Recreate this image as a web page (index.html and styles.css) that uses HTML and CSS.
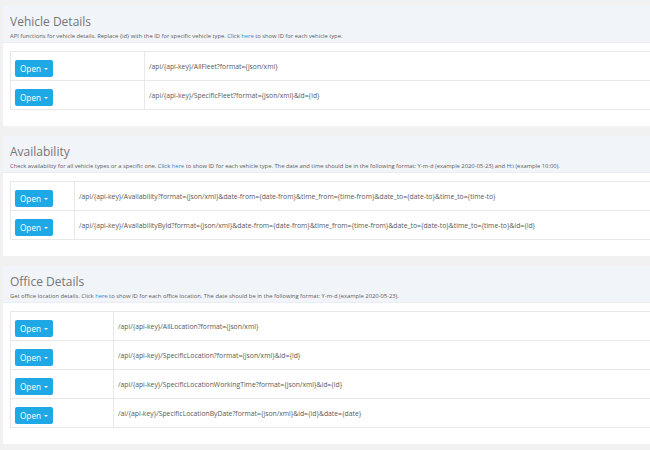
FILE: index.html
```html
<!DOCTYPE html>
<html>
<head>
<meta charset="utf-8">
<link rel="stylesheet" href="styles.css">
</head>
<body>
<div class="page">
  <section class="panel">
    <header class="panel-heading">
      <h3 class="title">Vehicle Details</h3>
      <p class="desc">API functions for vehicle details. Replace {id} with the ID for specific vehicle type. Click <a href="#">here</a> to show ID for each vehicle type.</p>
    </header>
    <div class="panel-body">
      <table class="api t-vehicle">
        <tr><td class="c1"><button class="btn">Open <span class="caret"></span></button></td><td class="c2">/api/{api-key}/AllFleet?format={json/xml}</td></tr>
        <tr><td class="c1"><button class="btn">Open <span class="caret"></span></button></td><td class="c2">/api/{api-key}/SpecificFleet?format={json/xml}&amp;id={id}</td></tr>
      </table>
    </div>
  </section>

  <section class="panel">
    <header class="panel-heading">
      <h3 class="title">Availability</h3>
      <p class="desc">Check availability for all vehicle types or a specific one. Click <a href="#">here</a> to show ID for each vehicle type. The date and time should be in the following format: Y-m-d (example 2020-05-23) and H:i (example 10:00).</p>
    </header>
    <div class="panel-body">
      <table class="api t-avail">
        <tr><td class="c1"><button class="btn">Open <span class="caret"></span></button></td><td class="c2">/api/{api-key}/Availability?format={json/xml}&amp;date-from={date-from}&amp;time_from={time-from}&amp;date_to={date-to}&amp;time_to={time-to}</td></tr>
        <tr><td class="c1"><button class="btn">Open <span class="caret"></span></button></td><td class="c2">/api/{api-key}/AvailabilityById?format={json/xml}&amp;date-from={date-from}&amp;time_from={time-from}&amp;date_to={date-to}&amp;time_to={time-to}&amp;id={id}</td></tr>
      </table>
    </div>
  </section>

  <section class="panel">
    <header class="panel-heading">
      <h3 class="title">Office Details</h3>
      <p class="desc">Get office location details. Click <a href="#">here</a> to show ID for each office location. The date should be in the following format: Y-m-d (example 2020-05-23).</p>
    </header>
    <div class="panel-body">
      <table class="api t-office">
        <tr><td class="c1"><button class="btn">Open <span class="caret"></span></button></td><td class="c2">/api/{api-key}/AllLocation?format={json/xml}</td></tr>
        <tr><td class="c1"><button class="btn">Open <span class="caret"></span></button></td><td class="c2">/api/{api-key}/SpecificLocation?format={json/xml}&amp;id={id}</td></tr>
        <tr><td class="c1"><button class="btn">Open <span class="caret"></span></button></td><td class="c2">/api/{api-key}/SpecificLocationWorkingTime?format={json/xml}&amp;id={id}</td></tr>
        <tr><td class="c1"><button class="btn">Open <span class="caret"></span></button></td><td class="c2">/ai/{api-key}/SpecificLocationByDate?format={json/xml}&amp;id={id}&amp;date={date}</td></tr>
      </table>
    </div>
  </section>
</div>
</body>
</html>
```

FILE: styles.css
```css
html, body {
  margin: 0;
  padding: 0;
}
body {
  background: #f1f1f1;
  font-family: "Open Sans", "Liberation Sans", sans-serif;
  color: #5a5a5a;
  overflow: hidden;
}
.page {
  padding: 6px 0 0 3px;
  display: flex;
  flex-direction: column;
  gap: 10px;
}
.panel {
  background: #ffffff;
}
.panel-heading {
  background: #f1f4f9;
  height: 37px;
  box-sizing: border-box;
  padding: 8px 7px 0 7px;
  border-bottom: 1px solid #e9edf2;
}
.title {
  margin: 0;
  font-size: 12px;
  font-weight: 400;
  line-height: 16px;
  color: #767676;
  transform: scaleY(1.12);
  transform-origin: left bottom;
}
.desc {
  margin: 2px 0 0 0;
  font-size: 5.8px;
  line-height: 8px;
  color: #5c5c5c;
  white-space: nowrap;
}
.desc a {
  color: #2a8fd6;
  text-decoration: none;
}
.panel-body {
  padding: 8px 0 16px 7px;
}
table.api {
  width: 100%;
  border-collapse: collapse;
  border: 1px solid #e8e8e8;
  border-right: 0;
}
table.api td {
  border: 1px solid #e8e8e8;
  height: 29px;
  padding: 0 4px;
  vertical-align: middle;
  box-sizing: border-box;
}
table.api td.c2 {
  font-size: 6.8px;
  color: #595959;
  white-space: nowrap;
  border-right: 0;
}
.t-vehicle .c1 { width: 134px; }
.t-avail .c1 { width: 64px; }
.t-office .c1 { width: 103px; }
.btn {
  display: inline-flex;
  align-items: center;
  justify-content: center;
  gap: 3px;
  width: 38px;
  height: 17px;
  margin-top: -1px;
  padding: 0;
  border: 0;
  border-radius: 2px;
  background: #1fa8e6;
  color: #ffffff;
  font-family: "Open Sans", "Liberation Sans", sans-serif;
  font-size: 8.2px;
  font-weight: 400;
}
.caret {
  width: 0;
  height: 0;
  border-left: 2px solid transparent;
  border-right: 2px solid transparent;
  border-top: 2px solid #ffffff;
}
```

Problem:
Set the listing down in full and exactly. Pictures within it should not appear in the copy.

Solution:
Recreate this image as a web page (index.html and styles.css) that uses HTML and CSS.
FILE: index.html
```html
<!DOCTYPE html>
<html>
<head>
<meta charset="utf-8">
<link rel="stylesheet" href="styles.css">
</head>
<body>
<div class="page">
  <section class="panel">
    <header class="panel-heading">
      <h3 class="title">Vehicle Details</h3>
      <p class="desc">API functions for vehicle details. Replace {id} with the ID for specific vehicle type. Click <a href="#">here</a> to show ID for each vehicle type.</p>
    </header>
    <div class="panel-body">
      <table class="api t-vehicle">
        <tr><td class="c1"><button class="btn">Open <span class="caret"></span></button></td><td class="c2">/api/{api-key}/AllFleet?format={json/xml}</td></tr>
        <tr><td class="c1"><button class="btn">Open <span class="caret"></span></button></td><td class="c2">/api/{api-key}/SpecificFleet?format={json/xml}&amp;id={id}</td></tr>
      </table>
    </div>
  </section>

  <section class="panel">
    <header class="panel-heading">
      <h3 class="title">Availability</h3>
      <p class="desc">Check availability for all vehicle types or a specific one. Click <a href="#">here</a> to show ID for each vehicle type. The date and time should be in the following format: Y-m-d (example 2020-05-23) and H:i (example 10:00).</p>
    </header>
    <div class="panel-body">
      <table class="api t-avail">
        <tr><td class="c1"><button class="btn">Open <span class="caret"></span></button></td><td class="c2">/api/{api-key}/Availability?format={json/xml}&amp;date-from={date-from}&amp;time_from={time-from}&amp;date_to={date-to}&amp;time_to={time-to}</td></tr>
        <tr><td class="c1"><button class="btn">Open <span class="caret"></span></button></td><td class="c2">/api/{api-key}/AvailabilityById?format={json/xml}&amp;date-from={date-from}&amp;time_from={time-from}&amp;date_to={date-to}&amp;time_to={time-to}&amp;id={id}</td></tr>
      </table>
    </div>
  </section>

  <section class="panel">
    <header class="panel-heading">
      <h3 class="title">Office Details</h3>
      <p class="desc">Get office location details. Click <a href="#">here</a> to show ID for each office location. The date should be in the following format: Y-m-d (example 2020-05-23).</p>
    </header>
    <div class="panel-body">
      <table class="api t-office">
        <tr><td class="c1"><button class="btn">Open <span class="caret"></span></button></td><td class="c2">/api/{api-key}/AllLocation?format={json/xml}</td></tr>
        <tr><td class="c1"><button class="btn">Open <span class="caret"></span></button></td><td class="c2">/api/{api-key}/SpecificLocation?format={json/xml}&amp;id={id}</td></tr>
        <tr><td class="c1"><button class="btn">Open <span class="caret"></span></button></td><td class="c2">/api/{api-key}/SpecificLocationWorkingTime?format={json/xml}&amp;id={id}</td></tr>
        <tr><td class="c1"><button class="btn">Open <span class="caret"></span></button></td><td class="c2">/ai/{api-key}/SpecificLocationByDate?format={json/xml}&amp;id={id}&amp;date={date}</td></tr>
      </table>
    </div>
  </section>
</div>
</body>
</html>
```

FILE: styles.css
```css
html, body {
  margin: 0;
  padding: 0;
}
body {
  background: #f1f1f1;
  font-family: "Open Sans", "Liberation Sans", sans-serif;
  color: #5a5a5a;
  overflow: hidden;
}
.page {
  padding: 6px 0 0 3px;
  display: flex;
  flex-direction: column;
  gap: 10px;
}
.panel {
  background: #ffffff;
}
.panel-heading {
  background: #f1f4f9;
  height: 37px;
  box-sizing: border-box;
  padding: 8px 7px 0 7px;
  border-bottom: 1px solid #e9edf2;
}
.title {
  margin: 0;
  font-size: 12px;
  font-weight: 400;
  line-height: 16px;
  color: #767676;
  transform: scaleY(1.12);
  transform-origin: left bottom;
}
.desc {
  margin: 2px 0 0 0;
  font-size: 5.8px;
  line-height: 8px;
  color: #5c5c5c;
  white-space: nowrap;
}
.desc a {
  color: #2a8fd6;
  text-decoration: none;
}
.panel-body {
  padding: 8px 0 16px 7px;
}
table.api {
  width: 100%;
  border-collapse: collapse;
  border: 1px solid #e8e8e8;
  border-right: 0;
}
table.api td {
  border: 1px solid #e8e8e8;
  height: 29px;
  padding: 0 4px;
  vertical-align: middle;
  box-sizing: border-box;
}
table.api td.c2 {
  font-size: 6.8px;
  color: #595959;
  white-space: nowrap;
  border-right: 0;
}
.t-vehicle .c1 { width: 134px; }
.t-avail .c1 { width: 64px; }
.t-office .c1 { width: 103px; }
.btn {
  display: inline-flex;
  align-items: center;
  justify-content: center;
  gap: 3px;
  width: 38px;
  height: 17px;
  margin-top: -1px;
  padding: 0;
  border: 0;
  border-radius: 2px;
  background: #1fa8e6;
  color: #ffffff;
  font-family: "Open Sans", "Liberation Sans", sans-serif;
  font-size: 8.2px;
  font-weight: 400;
}
.caret {
  width: 0;
  height: 0;
  border-left: 2px solid transparent;
  border-right: 2px solid transparent;
  border-top: 2px solid #ffffff;
}
```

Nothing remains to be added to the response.